I do not know how the Government will deal with those issues when that Bill goes to the other place, but when we read the European Union (Withdrawal) Bill and we hear the Government say that they will use their Henry VIII powers in very narrow ways, largely for technicalities, we recognise exactly the language that we heard during the debates on the Sanctions and Anti-Money Laundering Bill, which in practice, in the eyes of almost everyone in this House, had a dramatically wide scope. In the case of that Bill, and I think this is illustrative, it was not just to achieve some immediate transposition of powers from Europe to the UK; the new system for exercising powers over anti-money laundering policy and frameworks was to be in perpetuity.

You can imagine that I take very seriously that part of Clause 9 in which the Government seek powers to change any piece of primary legislation, including the EU withdrawal Bill itself, and any of the limitations and constraints within it. It is with that hat on and with that concern that I will come to the Committee stage. I will be fighting particularly the Henry VIII powers to levy taxes, fees and charges, but I am sure that this House will tackle the issue far more broadly and recognise the significance of doing so.

In her opening speech, the noble Baroness, Lady Evans, talked about the importance of giving certainty. Who could disagree with that? It is critical. To me, though, certainty would mean that we knew what the Government’s plans were for the outcome of Brexit. The financial services sector, with which I am extensively engaged, has been denied even a position paper to outline what the Government’s preferred end position would be and to provide some sort of structure. That industry is part of the backbone of our economy.

We understand that there will be a transition period, largely a standstill, and that is welcome, but it is vital that individuals and businesses know now what it is meant to be a transition to. I talked last week to an inshore fisherman in Northern Ireland. He has to decide now whether to sell his boat because, following Brexit, all the good inshore fishing territories will be in southern Ireland and, if he does not sell his boat now, in a year or two it may be worth nothing. I talked to an architect, who told me that a Dutch client would like to engage him in a long-term development in the Netherlands.
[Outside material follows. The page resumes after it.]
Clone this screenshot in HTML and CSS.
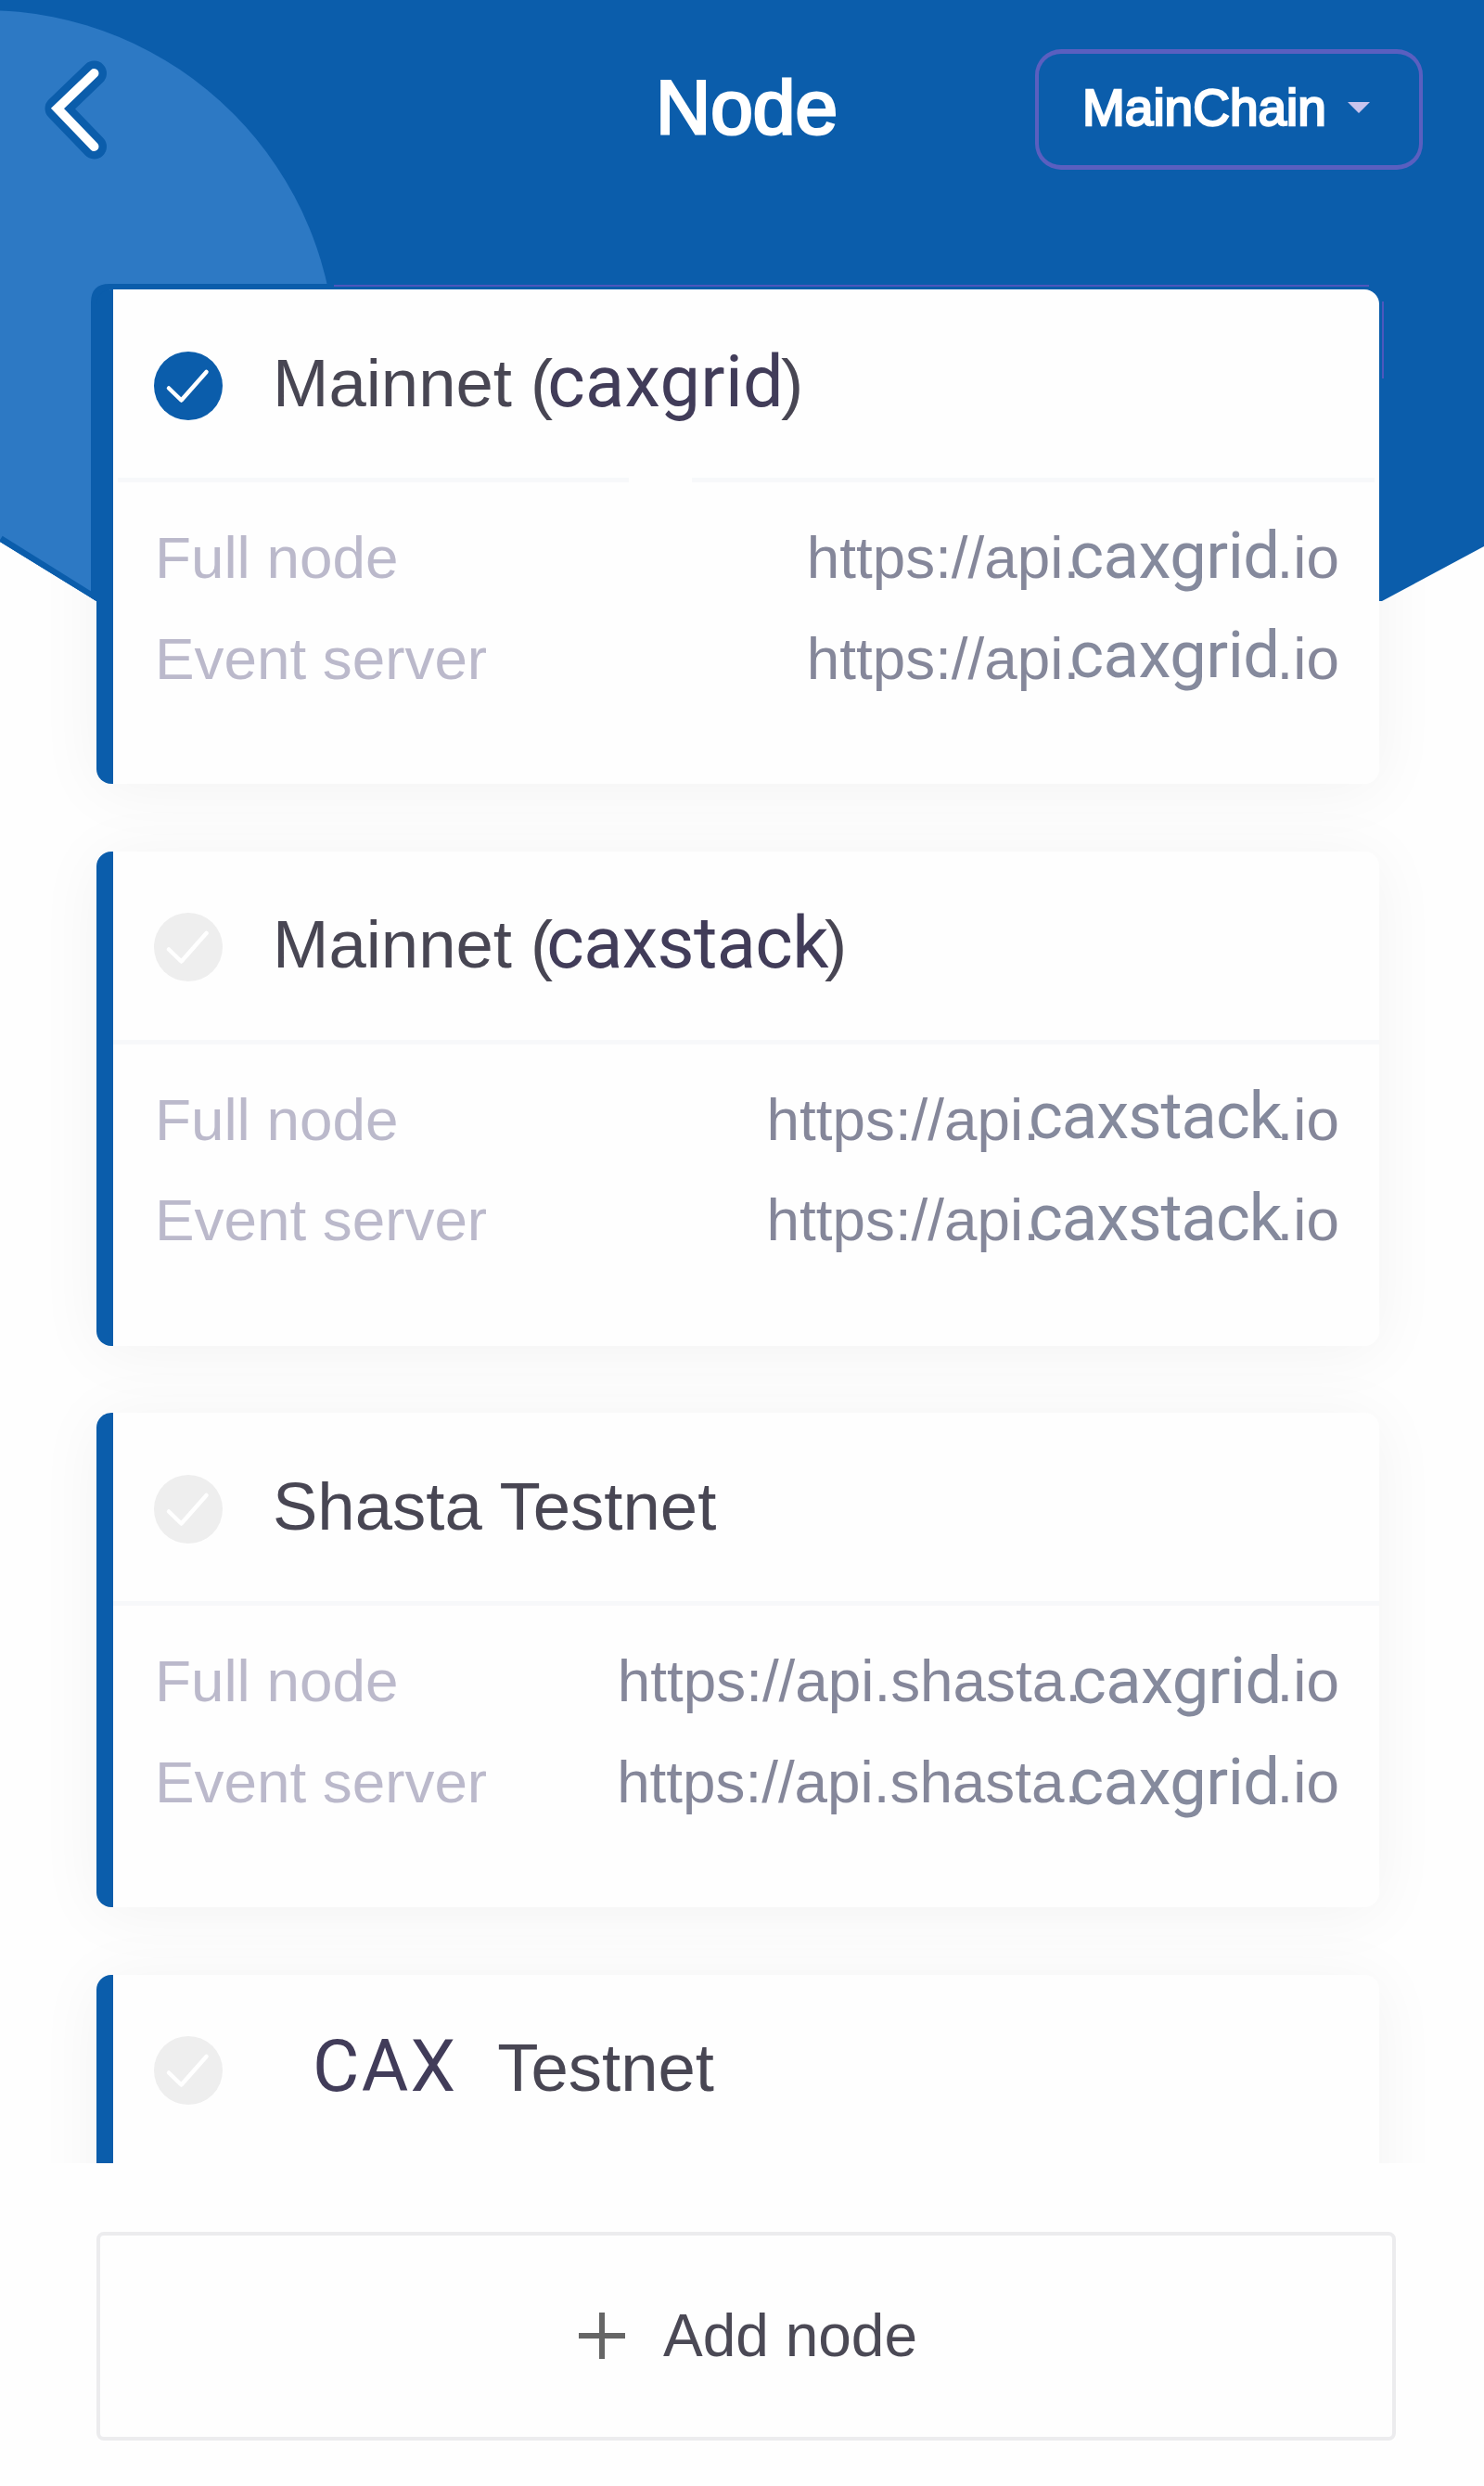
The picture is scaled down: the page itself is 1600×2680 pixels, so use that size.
FILE: index.html
```html
<!DOCTYPE html>
<html lang="en">
<head>
<meta charset="utf-8">
<title>Node</title>
<link rel="stylesheet" href="styles.css">
</head>
<body>
<svg class="symbols" aria-hidden="true">
  <symbol id="check" viewBox="0 0 74 74">
    <circle cx="37" cy="37" r="37" fill="currentColor"/>
    <path d="M16 39.500L29.500 52.500L56.500 22" fill="none" stroke="#fff" stroke-width="4.500" stroke-linecap="round" stroke-linejoin="round"/>
  </symbol>
</svg>
<div class="screen">
  <svg class="backdrop" viewBox="0 0 1600 660" aria-hidden="true">
    <defs><clipPath id="banner"><path d="M0 0H1600V589L1490 648H104L0 584Z"/></clipPath></defs>
    <g clip-path="url(#banner)">
      <path d="M0 0H1600V660H0Z" fill="#0b5dab"/>
      <circle cx="-17" cy="390" r="379" fill="#2d79c4"/>
      <path d="M0 582L104 647" stroke="#0b5dab" stroke-width="10"/>
      <path d="M98 660V326Q98 306 118 306H370V320H110V660Z" fill="#0b5dab"/>
      <path d="M360 308H1476M1491 325V408" stroke="#4d57bd" stroke-width="2" fill="none"/>
    </g>
  </svg>
  <header class="topbar">
    <svg class="back" viewBox="0 0 80 110" role="img" aria-label="Back">
      <path d="M54.500 17L15 55L54.500 96" fill="none" stroke="#0b5dab" stroke-width="27" stroke-linecap="round" stroke-linejoin="round"/>
      <path d="M54.500 17L15 55L54.500 96" fill="none" stroke="#fff" stroke-width="10" stroke-linecap="round" stroke-linejoin="miter"/>
    </svg>
    <h1 class="heading">Node</h1>
    <button class="chain" type="button"><span>MainChain</span><svg class="caret" viewBox="0 0 24 12"><path d="M0 0H24L12 12Z" fill="#c8c3ed"/></svg></button>
  </header>
  <main class="nodes">
    <section class="card selected">
      <div class="card-head"><svg class="tick"><use href="#check"/></svg><h2 class="title">Mainnet (<span class="brand grid">caxgrid</span>)</h2></div>
      <div class="rule broken"><i></i><i></i></div>
      <div class="row"><span class="label">Full node</span><span class="url">https://api.<span class="brand grid">caxgrid</span>.io</span></div>
      <div class="row"><span class="label">Event server</span><span class="url">https://api.<span class="brand grid raised">caxgrid</span>.io</span></div>
    </section>
    <section class="card">
      <div class="card-head"><svg class="tick"><use href="#check"/></svg><h2 class="title">Mainnet (<span class="brand stack">caxstack</span>)</h2></div>
      <div class="rule"></div>
      <div class="row"><span class="label">Full node</span><span class="url">https://api.<span class="brand stack raised">caxstack</span>.io</span></div>
      <div class="row"><span class="label">Event server</span><span class="url">https://api.<span class="brand stack">caxstack</span>.io</span></div>
    </section>
    <section class="card">
      <div class="card-head"><svg class="tick"><use href="#check"/></svg><h2 class="title">Shasta Testnet</h2></div>
      <div class="rule"></div>
      <div class="row"><span class="label">Full node</span><span class="url">https://api.shasta.<span class="brand shasta lowered">caxgrid</span>.io</span></div>
      <div class="row"><span class="label">Event server</span><span class="url">https://api.shasta.<span class="brand shasta-event lowered">caxgrid</span>.io</span></div>
    </section>
    <section class="card">
      <div class="card-head"><svg class="tick"><use href="#check"/></svg><h2 class="title"><span class="brand cax">CAX</span>Testnet</h2></div>
    </section>
  </main>
  <button class="add" type="button"><svg class="plus" viewBox="0 0 50 50"><path d="M0 25H50M25 0V50" stroke="#666" stroke-width="6"/></svg><span>Add node</span></button>
</div>
</body>
</html>
```
FILE: styles.css
```css
* { box-sizing: border-box; }
body { margin: 0; background: #fefefe; font-family: "Liberation Sans", Arial, sans-serif; }
h1, h2 { margin: 0; font-weight: 400; }
button { padding: 0; margin: 0; background: none; font-family: inherit; }
.symbols { display: none; }
.screen { position: relative; isolation: isolate; width: 1600px; height: 2680px; overflow: hidden; display: flex; flex-direction: column; }
.backdrop { position: absolute; left: 0; top: 0; width: 1600px; height: 660px; }

.topbar { position: relative; flex: none; height: 312px; display: flex; align-items: flex-start; }
.back { width: 80px; height: 110px; margin: 62px 0 0 47px; flex: none; overflow: visible; }
.heading { margin: 69px 0 0 580px; width: 409px; font-size: 82px; line-height: 94px; color: #fff; -webkit-text-stroke: 3px #fff; }
.chain { flex: none; width: 418px; height: 130px; margin-top: 53px; padding: 0 53px 4px 47px; display: flex; align-items: center; justify-content: space-between; border: 5px solid #5a5fc0; border-left-width: 4px; border-right-width: 4px; border-radius: 28px; font-size: 55px; color: #fff; -webkit-text-stroke: 2.4px #fff; }
.caret { width: 24px; height: 12px; }

.nodes { position: relative; flex: none; height: 2020px; overflow: hidden; display: flex; flex-direction: column; gap: 72.500px; padding: 0 113px 0 104px; }
.card { position: relative; flex: none; height: 533px; border-left: 18px solid #0b5dab; border-radius: 16px; background: #fefefe; }
/* The shadow sits beneath the banner so it never tints the blue */
.card::before { content: ""; position: absolute; z-index: -1; inset: 0 0 0 -18px; border-radius: 16px; box-shadow: 0 6px 70px rgba(0, 0, 0, .05); }
.card-head { height: 203px; display: flex; align-items: center; padding: 4px 0 0 44px; }
.tick { flex: none; width: 74px; height: 74px; color: #eee; }
.selected .tick { color: #0b5dab; }
.title { margin: -6px 0 0 54px; font-size: 72.500px; line-height: 90px; white-space: nowrap; color: #484653; }
.title .brand { font-size: 77.500px; line-height: 1px; color: #413c59; }
.brand { font-family: Roboto, sans-serif; }
.title .grid { margin: 0 -3px 0 -6px; letter-spacing: .3px; }
.title .stack { margin: 0 -4px 0 -7px; letter-spacing: -.6px; }
.title .cax { margin: 0 43px 0 43px; letter-spacing: 2.200px; }

.rule { height: 5px; margin-bottom: 27px; background: #f7f8fa; }
.broken { display: flex; gap: 68px; background: none; padding: 0 5px; }
.broken i { width: 551px; background: #f7f8fa; }
.broken i + i { flex: 1; width: auto; }
.row { height: 108.500px; display: flex; justify-content: space-between; padding: 0 43px 0 45px; font-size: 63.800px; line-height: 108px; white-space: nowrap; }
.label { color: #bbb9cb; }
.url { color: #85879a; }
.url .brand { font-size: 70.500px; line-height: 1px; color: #858a9d; letter-spacing: -.5px; }
.url .grid { margin: 0 -3px 0 -11px; }
.url .stack { margin: 0 -5px 0 -12px; letter-spacing: -1px; }
.url .shasta { margin: 0 -5px 0 -10px; letter-spacing: -.6px; }
.url .shasta-event { margin: 0 -3px 0 -12px; }
.raised { vertical-align: 2px; }
.lowered { vertical-align: -2px; }

.add { position: relative; flex: none; width: 1401px; height: 225px; margin: 74px 0 0 104px; padding: 0 0 1px 4px; border: 4px solid #ececee; border-radius: 8px; display: flex; align-items: center; justify-content: center; gap: 41px; font-size: 64px; color: #4b4955; }
.plus { width: 50px; height: 50px; }
```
Will his qualifications be recognised? Will he be able to deliver his services from a UK base? He does not know, but he must decide now. A US company is seeking to do a five-year interest rate swap that it would normally clear through the London Clearing House, but will that be a valid swap in five years’ time or will the CCP with LCH be an unauthorised body, and will the company be in significant trouble with the regulatory authorities in the US? These are real decisions. Little companies, individuals and big companies alike have to be able to make decisions and act on contingency plans. For that, they must have clarity from the Government.

I realise that in a politically riven Government fudge is seen to have a great advantage, but we are at the point where that can be sustained no longer. I hope that the Government will see that certainty should apply not just to the measures in the Bill but to those broader issues as well. We must take the opportunity to use the Bill to make sure that people will be able to look at that final deal. The possible impacts on individuals, companies and people’s daily lives are across such a broad spectrum that surely, in a democracy, the people should have the final say.